Torfaen Civic Centre in Pontypool

LOCAL businesses should register with a Welsh Government website if they want to win more work from their local authorities, a councillor has said.

The Sell2Wales website lists contracts and tenders publicly funded organisations in Wales want carried out, from building work and surveys, to providing oysters for a marine conservation project in Milford Haven.

Sue Morgan, the executive member for resources on Torfaen County Borough Council\’s cabinet. The Labour councillor represents Pontnewydd in Cwmbran.

Cllr Sue Morgan, who has responsibility for the £110 million spent every year by Torfaen Borough Council with third party suppliers, said the council is required, by its rules, to have competition for firms to supply it with goods and services.

She said: “As a council we try to use Sell2Wales as much as possible and it is really worth all members encouraging local suppliers to register so they see opportunities as soon as they are advertised.”

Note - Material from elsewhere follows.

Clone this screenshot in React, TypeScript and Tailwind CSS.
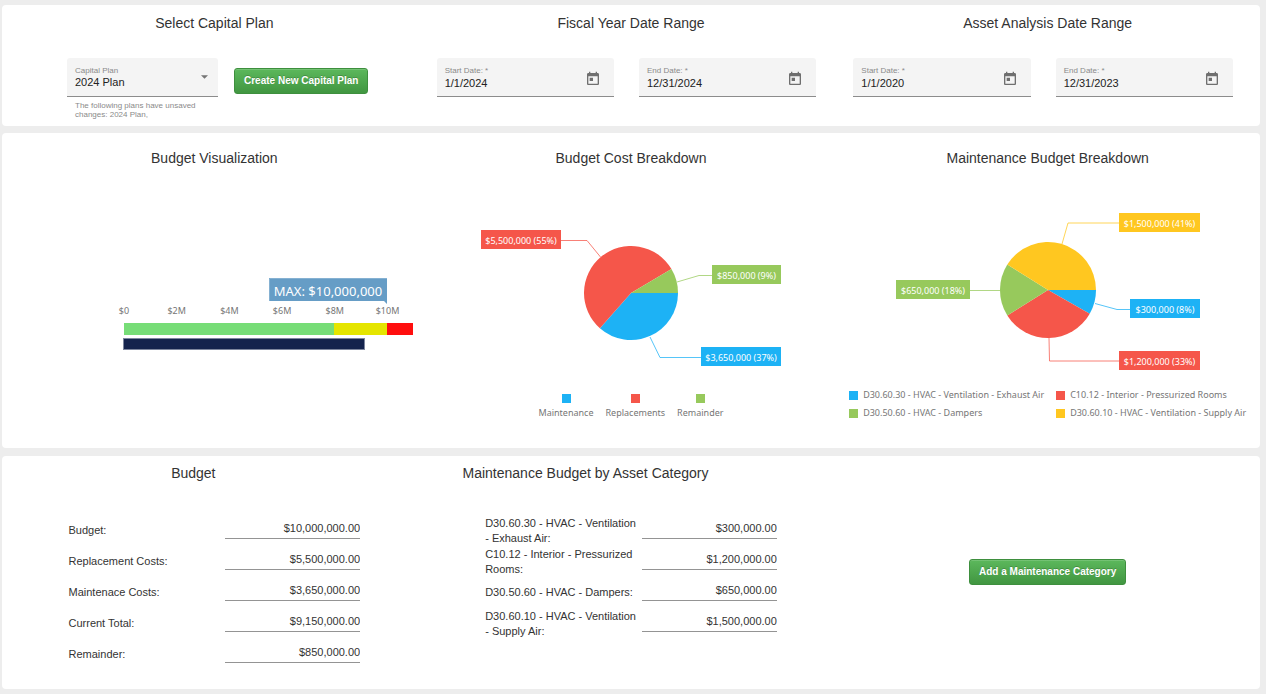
import { useState } from "react";
import type { ReactNode } from "react";

type Slice = {
  name: string;
  value: number;
  label: string;
  color: string;
  // callout box and the line that ties it to the slice
  box: { x: number; y: number; w: number };
  line: string;
};

const costSlices: Slice[] = [
  {
    name: "Maintenance",
    value: 3650000,
    label: "$3,650,000 (37%)",
    color: "#1db2f5",
    box: { x: 278, y: 172, w: 80 },
    line: "278,182.5 237,182.5 227,162",
  },
  {
    name: "Replacements",
    value: 5500000,
    label: "$5,500,000 (55%)",
    color: "#f5564a",
    box: { x: 58, y: 55, w: 80 },
    line: "138,65.5 164,65.5 177.5,82",
  },
  {
    name: "Remainder",
    value: 850000,
    label: "$850,000 (9%)",
    color: "#97c95c",
    box: { x: 289, y: 90, w: 69 },
    line: "289,100.5 276,100.5 254,107",
  },
];

const maintenanceSlices: Slice[] = [
  {
    name: "D30.60.30 - HVAC - Ventilation - Exhaust Air",
    value: 300000,
    label: "$300,000 (8%)",
    color: "#1db2f5",
    box: { x: 290, y: 124, w: 70 },
    line: "290,134.5 277,134.5 255,128.5",
  },
  {
    name: "C10.12 - Interior - Pressurized Rooms",
    value: 1200000,
    label: "$1,200,000 (33%)",
    color: "#f5564a",
    box: { x: 279, y: 176, w: 81 },
    line: "279,186 209.5,186 209,163",
  },
  {
    name: "D30.50.60 - HVAC - Dampers",
    value: 650000,
    label: "$650,000 (18%)",
    color: "#97c95c",
    box: { x: 56, y: 105, w: 74 },
    line: "130,115.5 160,115.5",
  },
  {
    name: "D30.60.10 - HVAC - Ventilation - Supply Air",
    value: 1500000,
    label: "$1,500,000 (41%)",
    color: "#ffc720",
    box: { x: 279, y: 38, w: 81 },
    line: "279,48 228,48 222,69",
  },
];

const budgetRows = [
  { label: "Budget:", value: "$10,000,000.00" },
  { label: "Replacement Costs:", value: "$5,500,000.00" },
  { label: "Maintenace Costs:", value: "$3,650,000.00" },
  { label: "Current Total:", value: "$9,150,000.00" },
  { label: "Remainder:", value: "$850,000.00" },
];

const categoryRows = [
  { label: "D30.60.30 - HVAC - Ventilation - Exhaust Air:", value: "$300,000.00" },
  { label: "C10.12 - Interior - Pressurized Rooms:", value: "$1,200,000.00" },
  { label: "D30.50.60 - HVAC - Dampers:", value: "$650,000.00" },
  { label: "D30.60.10 - HVAC - Ventilation - Supply Air:", value: "$1,500,000.00" },
];

const Title = ({ children, className = "" }: { children: ReactNode; className?: string }) => (
  <h2 className={`text-center text-sm leading-5 text-[#333333] ${className}`}>{children}</h2>
);

const GreenButton = ({ children }: { children: ReactNode }) => (
  <button
    type="button"
    className="h-[26px] px-[9px] rounded-[3px] border border-[#3e8f3e] bg-linear-to-b from-[#5cb85c] to-[#419641] text-[10px] font-bold text-white whitespace-nowrap inset-shadow-[0_1px_0_rgba(255,255,255,0.15)] text-shadow-[0_-1px_0_rgba(0,0,0,0.2)]">
    {children}
  </button>
);

const DateField = ({ id, label, initial }: { id: string; label: string; initial: string }) => {
  const [value, setValue] = useState(initial);

  return (
    <div className="flex-1 min-w-0 flex items-start justify-between rounded-t-[3px] border-b border-[#8c8c8c] bg-[#f4f4f4] pl-2 pr-[13px] pt-2 pb-[5px]">
      <div className="flex-1 min-w-0">
        <label htmlFor={id} className="block pb-px text-[8px] leading-[9px] text-[#8a8a8a]">
          {label}
        </label>
        <input
          id={id}
          type="text"
          value={value}
          onChange={(e) => setValue(e.target.value)}
          className="block w-full h-[15px] text-[11px] leading-[15px] text-[#222222] outline-none"
        />
      </div>
      <button type="button" aria-label="Open calendar" className="mt-[5px] text-[#6f6f6f]">
        <svg className="w-4 h-4" viewBox="0 0 24 24" fill="currentColor">
          <path d="M19 3h-1V1h-2v2H8V1H6v2H5c-1.11 0-1.99.9-1.99 2L3 19c0 1.1.89 2 2 2h14c1.1 0 2-.9 2-2V5c0-1.1-.9-2-2-2zm0 16H5V8h14v11zM7 10h5v5H7z" />
        </svg>
      </button>
    </div>
  );
};

const MoneyRow = ({ id, label, value }: { id: string; label: string; value: string }) => (
  <div className="flex h-[31px] items-center justify-between">
    <label htmlFor={id} className="w-[155px] text-[11px] leading-[15px] text-[#333333]">
      {label}
    </label>
    <input
      id={id}
      type="text"
      readOnly
      value={value}
      className="w-[135px] h-[19px] mb-[2px] pb-[3px] border-b border-[#949494] text-right text-[11px] leading-[15px] text-[#333333] outline-none"
    />
  </div>
);

const Pie = ({ slices, cx, cy, r }: { slices: Slice[]; cx: number; cy: number; r: number }) => {
  const total = slices.reduce((sum, s) => sum + s.value, 0);
  let angle = 0;

  return (
    <svg
      className="mx-auto mt-[7px] w-[416px] max-w-full"
      viewBox="0 0 416 210"
      fontFamily="'Noto Sans', sans-serif">
      {slices.map((s) => {
        const start = angle;
        const end = angle + (s.value / total) * Math.PI * 2;
        angle = end;
        const x1 = cx + r * Math.cos(start);
        const y1 = cy + r * Math.sin(start);
        const x2 = cx + r * Math.cos(end);
        const y2 = cy + r * Math.sin(end);
        const large = end - start > Math.PI ? 1 : 0;

        return (
          <g key={s.name}>
            <path d={`M${cx} ${cy}L${x1} ${y1}A${r} ${r} 0 ${large} 1 ${x2} ${y2}Z`} fill={s.color} />
            <polyline points={s.line} fill="none" stroke={s.color} strokeOpacity="0.75" />
            <rect x={s.box.x} y={s.box.y} width={s.box.w} height="19" fill={s.color} />
            <text
              x={s.box.x + s.box.w / 2}
              y={s.box.y + 14}
              fontSize="9"
              fill="#ffffff"
              textAnchor="middle">
              {s.label}
            </text>
          </g>
        );
      })}
    </svg>
  );
};

const BudgetBars = () => {
  // $1M is 26.35 units wide, zero sits at 118
  const ticks = [0, 2, 4, 6, 8, 10];

  return (
    <svg
      className="mx-auto mt-[7px] w-[416px] max-w-full"
      viewBox="0 0 416 210"
      fontFamily="'Noto Sans', sans-serif">
      <path d="M263 103H381V129L378 126H263Z" fill="#669dc6" />
      <path d="M263.5 126V103.5H381" fill="none" stroke="#85b1d2" />
      <text x="322" y="121" fontSize="13" fill="#ffffff" textAnchor="middle">
        MAX: $10,000,000
      </text>
      {ticks.map((t) => (
        <text key={t} x={118 + t * 26.35} y="139" fontSize="9" fill="#767676" textAnchor="middle">
          {t === 0 ? "$0" : `$${t}M`}
        </text>
      ))}
      <rect x="118" y="148" width="210" height="12" fill="#77dd77" />
      <rect x="328" y="148" width="53" height="12" fill="#e5e500" />
      <rect x="381" y="148" width="26" height="12" fill="#ff0e0e" />
      <rect x="117.5" y="163.5" width="241" height="11" fill="#14234d" stroke="#7d869e" />
    </svg>
  );
};

const App = () => {
  const [plan, setPlan] = useState("2024 Plan");

  return (
    <main className="min-h-screen bg-[#ededed] pt-[5px] pb-[5px] pl-[2px] pr-[6px] flex flex-col gap-[7px] font-['Liberation_Sans',Arial,sans-serif]">
      <section className="grid grid-cols-3 rounded-[4px] bg-white px-1 pt-2 pb-[7px]">
        <div>
          <Title>Select Capital Plan</Title>
          <div className="mt-[25px] pl-[61px] flex items-start gap-4">
            <div className="w-[151px]">
              <div className="relative rounded-t-[3px] border-b border-[#8c8c8c] bg-[#f4f4f4] px-2 pt-2 pb-[6px]">
                <label htmlFor="plan" className="block text-[8px] leading-[9px] text-[#8a8a8a]">
                  Capital Plan
                </label>
                <select
                  id="plan"
                  value={plan}
                  onChange={(e) => setPlan(e.target.value)}
                  className="block w-full h-[15px] appearance-none text-[11px] leading-[15px] text-[#222222] outline-none">
                  <option>2024 Plan</option>
                </select>
                <svg
                  className="pointer-events-none absolute right-[10px] top-[17px] w-[7px] h-[4px]"
                  viewBox="0 0 10 5"
                  fill="#757575">
                  <path d="M0 0l5 5 5-5z" />
                </svg>
              </div>
              <p className="mt-1 px-2 text-[8px] leading-[9px] text-[#8a8a8a]">
                The following plans have unsaved changes: 2024 Plan,
              </p>
            </div>
            <div className="pt-[9px]">
              <GreenButton>Create New Capital Plan</GreenButton>
            </div>
          </div>
        </div>
        <div>
          <Title>Fiscal Year Date Range</Title>
          <div className="mt-[25px] pl-[14px] pr-[23px] flex gap-[25px]">
            <DateField id="fiscal-start" label="Start Date: *" initial="1/1/2024" />
            <DateField id="fiscal-end" label="End Date: *" initial="12/31/2024" />
          </div>
        </div>
        <div>
          <Title>Asset Analysis Date Range</Title>
          <div className="mt-[25px] pl-[14px] pr-[23px] flex gap-[25px]">
            <DateField id="asset-start" label="Start Date: *" initial="1/1/2020" />
            <DateField id="asset-end" label="End Date: *" initial="12/31/2023" />
          </div>
        </div>
      </section>

      <section className="grid grid-cols-3 rounded-[4px] bg-white px-1 pt-[15px] pb-7">
        <div>
          <Title>Budget Visualization</Title>
          <BudgetBars />
        </div>
        <div>
          <Title>Budget Cost Breakdown</Title>
          <Pie slices={costSlices} cx={208} cy={118} r={47} />
          <ul className="mt-[9px] flex justify-center gap-3 font-['Noto_Sans',sans-serif] text-[9px] leading-[14px] text-[#767676]">
            {costSlices.map((s) => (
              <li key={s.name} className="flex flex-col items-center gap-[3px]">
                <span className="w-[9px] h-[9px]" style={{ backgroundColor: s.color }} />
                {s.name}
              </li>
            ))}
          </ul>
        </div>
        <div>
          <Title>Maintenance Budget Breakdown</Title>
          <Pie slices={maintenanceSlices} cx={208} cy={115} r={48} />
          <ul className="mt-[3px] grid grid-cols-[auto_auto] justify-center gap-x-3 gap-y-1 font-['Noto_Sans',sans-serif] text-[9px] leading-[14px] text-[#767676]">
            {maintenanceSlices.map((s) => (
              <li key={s.name} className="flex items-center gap-[5px] whitespace-nowrap">
                <span className="w-[9px] h-[9px]" style={{ backgroundColor: s.color }} />
                {s.name}
              </li>
            ))}
          </ul>
        </div>
      </section>

      <section className="mt-px grid grid-cols-3 rounded-[4px] bg-white px-1 pt-[7px] pb-[19px]">
        <div>
          <Title className="pr-[42px]">Budget</Title>
          <div className="mt-8 mx-auto w-[70%]">
            {budgetRows.map((row, i) => (
              <MoneyRow key={row.label} id={`budget-${i}`} {...row} />
            ))}
          </div>
        </div>
        <div>
          <Title className="pr-[91px]">Maintenance Budget by Asset Category</Title>
          <div className="mt-8 mx-auto w-[70%]">
            {categoryRows.map((row, i) => (
              <MoneyRow key={row.label} id={`category-${i}`} {...row} />
            ))}
          </div>
        </div>
        <div className="flex items-center justify-center pt-[10px]">
          <GreenButton>Add a Maintenance Category</GreenButton>
        </div>
      </section>
    </main>
  );
};

export default App;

The council also has a framework of pre-approved suppliers it can use when it is more efficient and better value than an open tender process, but Cllr Morgan said regulations prevent councils from showing “any bias” to local suppliers for contracts above a threshold of around £220,000 including VAT.

She was responding to a question from Llantarnam independent councillor David Thomas at the council’s December 5 meeting who asked if local businesses in Torfaen have access to council contracts and if they are “prioritised over businesses outside of Torfaen”?

Cllr David Thomas, individual independent member for Llantarnam on Torfaen Borough Council

Cllr Thomas told the council chamber at the Civic Centre in Pontypool: “There appears to be a trend of Torfaen County Borough Council contracts being let outside the borough.”

Labour’s Cllr Morgan, who is the cabinet member for finance, said the council is working to get a “clear and consistent picture” of how much of its third party spend is within Torfaen and said she isn’t aware of “any reliable data” of a trend as suggested by Cllr Thomas.

But the Pontnewydd councillor said there is an early indication “at least 24 per cent of our third party spend is with organisations with a Torfaen postcode.”

She also said the council has to balance factors including value for money, sustainable supply and the environmental impact when considering its spending and added: “There is a lot of debate about what is local? Is it Torfaen, Gwent or the city region boundaries?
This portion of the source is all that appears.